Among the grotesquely joyful sculptures, malformed masks, and overwhelming mess of colour and form, there are paintings too. “There’s a series of portraits I’ve been working on for about a year and a half,” he says. “Then there are these things I call ‘trinkets’, weird figurative objects I’ve scoured the internet to find and then reinterpreted in my own way.”

Card’s material language is distinctly his own. “I’m a product of my consumerist childhood,” he says. “But my work isn’t necessarily a critique of consumption; it’s more of an observation, a reaction to what surrounds us.” It’s this obsession with excess, born from cartoons, comics, kids’ TV, and piles of street trash, which drives the show’s sensibility. “My personal work is figurative," he explains. “After a career building worlds around people, I wanted to just make the people.” 

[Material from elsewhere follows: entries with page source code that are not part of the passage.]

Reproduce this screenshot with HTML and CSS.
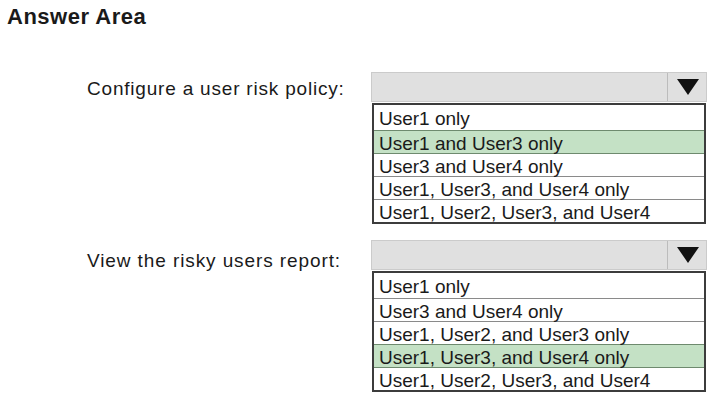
FILE: index.html
```html
<!DOCTYPE html>
<html>
<head>
<meta charset="utf-8">
<link rel="stylesheet" href="styles.css">
</head>
<body>
<div class="page">
  <h1 class="title">Answer Area</h1>
  <div class="question q1">
    <div class="label">Configure a user risk policy:</div>
    <div class="dropdown">
      <div class="head">
        <div class="head-value"></div>
        <div class="head-arrow"><svg width="22" height="16" viewBox="0 0 22 16"><polygon points="0,0 22,0 11,16" fill="#111"/></svg></div>
      </div>
      <div class="list">
        <div class="item">User1 only</div>
        <div class="item sel">User1 and User3 only</div>
        <div class="item">User3 and User4 only</div>
        <div class="item">User1, User3, and User4 only</div>
        <div class="item">User1, User2, User3, and User4</div>
      </div>
    </div>
  </div>
  <div class="question q2">
    <div class="label">View the risky users report:</div>
    <div class="dropdown">
      <div class="head">
        <div class="head-value"></div>
        <div class="head-arrow"><svg width="22" height="16" viewBox="0 0 22 16"><polygon points="0,0 22,0 11,16" fill="#111"/></svg></div>
      </div>
      <div class="list">
        <div class="item">User1 only</div>
        <div class="item">User3 and User4 only</div>
        <div class="item">User1, User2, and User3 only</div>
        <div class="item sel">User1, User3, and User4 only</div>
        <div class="item">User1, User2, User3, and User4</div>
      </div>
    </div>
  </div>
</div>
</body>
</html>
```
FILE: styles.css
```css
html, body {
  margin: 0;
  padding: 0;
  background: #fff;
}
body {
  font-family: "Liberation Sans", Arial, sans-serif;
  color: #111;
}
.page {
  width: 719px;
  height: 404px;
  padding: 5px 0 0 7px;
  box-sizing: border-box;
}
.title {
  margin: 0;
  font-size: 22px;
  font-weight: bold;
  line-height: 24px;
  color: #1a1a1a;
  letter-spacing: 0.5px;
}
.question {
  display: flex;
  align-items: flex-start;
}
.q1 {
  margin-top: 43px;
}
.q2 {
  margin-top: 16px;
}
.label {
  width: 284px;
  padding-left: 80px;
  height: 30px;
  line-height: 34px;
  font-size: 19px;
  letter-spacing: 0.8px;
  color: #1a1a1a;
}
.q2 .label {
  line-height: 42px;
  letter-spacing: 0.9px;
}
.dropdown {
  width: 336px;
  display: flex;
  flex-direction: column;
}
.head {
  height: 30px;
  display: flex;
  background: #e0e0e0;
  border: 1px solid #cbcbcb;
  box-sizing: border-box;
}
.head-value {
  flex: 1;
}
.head-arrow {
  width: 39px;
  border-left: 1px solid #bcbcbc;
  display: flex;
  align-items: center;
  justify-content: center;
  padding-left: 2px;
  box-sizing: border-box;
}
.list {
  margin: 1px 1px 0 1px;
  border: 2px solid #3c3c3c;
  background: #fff;
}
.item {
  height: 23px;
  line-height: 25px;
  padding-left: 5px;
  font-size: 19px;
  color: #1a1a1a;
  border-top: 1px solid #8a8a8a;
  box-sizing: border-box;
}
.item:first-child {
  border-top: none;
  height: 25px;
  line-height: 28px;
}
.item.sel {
  background: #c4e1c5;
  border-top-color: #6e8a6e;
}
.item.sel + .item {
  border-top-color: #6e8a6e;
}
```
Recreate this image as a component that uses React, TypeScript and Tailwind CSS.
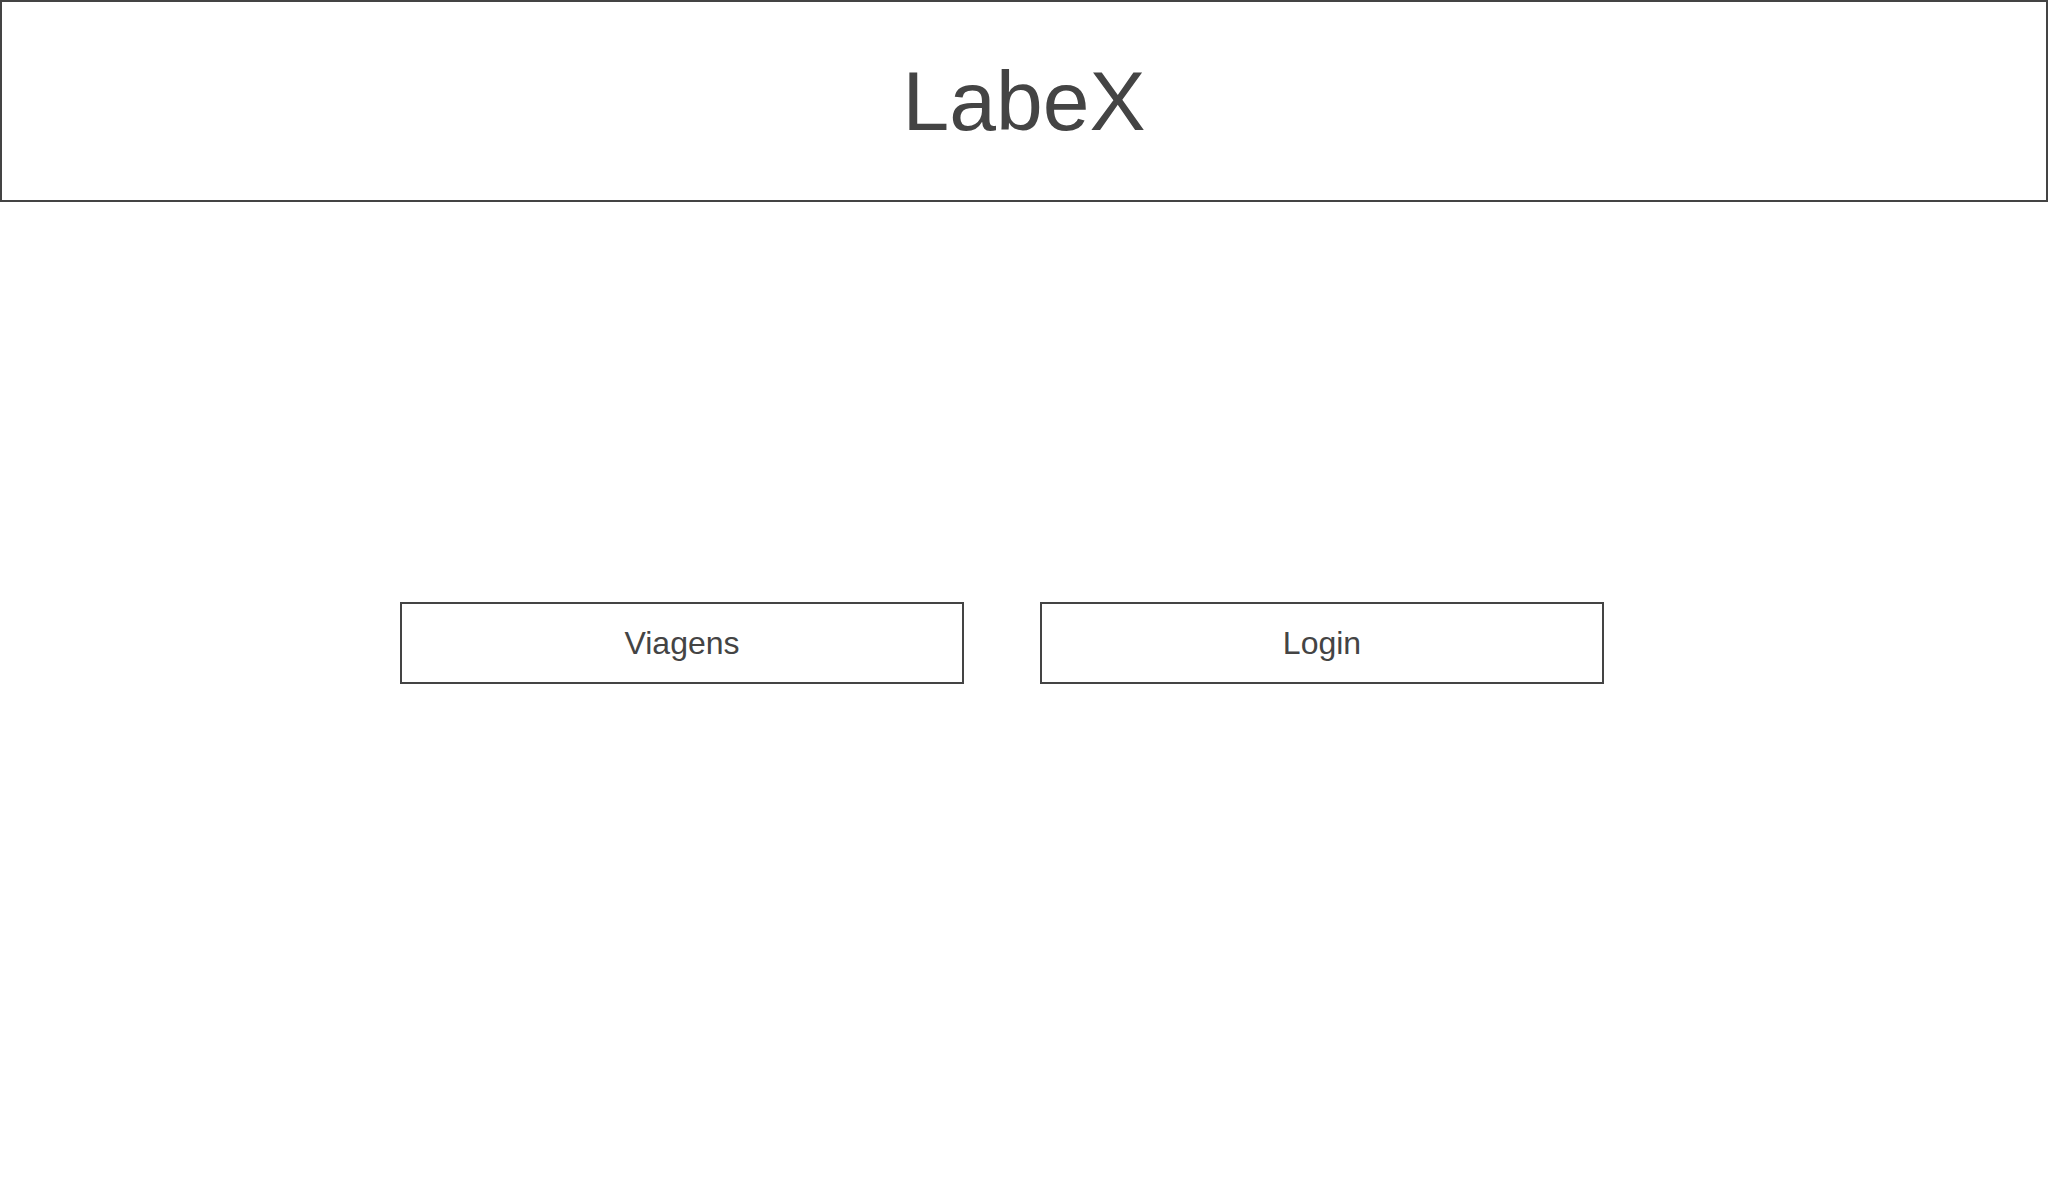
export default function App() {
  return (
    <div className="min-h-screen bg-white text-[#444444]" style={{ fontFamily: '"Liberation Sans", Arial, sans-serif' }}>
      <header className="h-[202px] border-2 border-[#444444] flex items-center justify-center">
        <h1 className="text-[84px] leading-none font-normal">LabeX</h1>
      </header>
      <main className="mt-[400px] pl-[400px] flex gap-[76px]">
        <button className="w-[564px] h-[82px] border-2 border-[#444444] text-[32px] leading-none bg-white">
          Viagens
        </button>
        <button className="w-[564px] h-[82px] border-2 border-[#444444] text-[32px] leading-none bg-white">
          Login
        </button>
      </main>
    </div>
  )
}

Gathering Dust isn’t just Gary’s personal archive of work, it’s also a gloriously chaotic DIY marketplace. Alongside his own sculptures, visitors can buy clothing, prints, zines and artefacts from a band of collaborators and creatives. London-based vintage collective Unified Goods are selling archived 80s and 90s pop culture ephemera, including bootleg VHS tapes, flyers, and nostalgic promo tees. Graphic artist and illustrator Ferry Gouw’s work plays with bold colour, surrealism, and post-pop brainwarp. Artist 4FSB (Jamie Bull), a longtime collaborator of Card and sculptor of iconic caps and headwear, reimagines his signature caps as sculptural headpieces mounted on busts, independent comics publisher Breakdown Press spotlights experimental illustrators, and artist Danny Taylor creates papier-mâché painted wall reliefs.

Whether it’s selling hats made from papier-mâché heads, plastic junk repurposed into sculpture, or comic books alongside one-off T-shirts, Gathering Dust is a riotous ride into Gary Card’s brain. “Don’t pander to an imaginary audience,” he says. “Just think about the kind of thing that drives you, makes you excited, and the right people will connect.” And connect they will. Because if you’ve ever hoarded toys you were meant to throw away, secretly worshipped garish colour clashes, or wanted to live inside a cartoon, then this show is for you.

Gathering Dust by Gary Card is on show at the Plaster Store in London until 9 August 2025.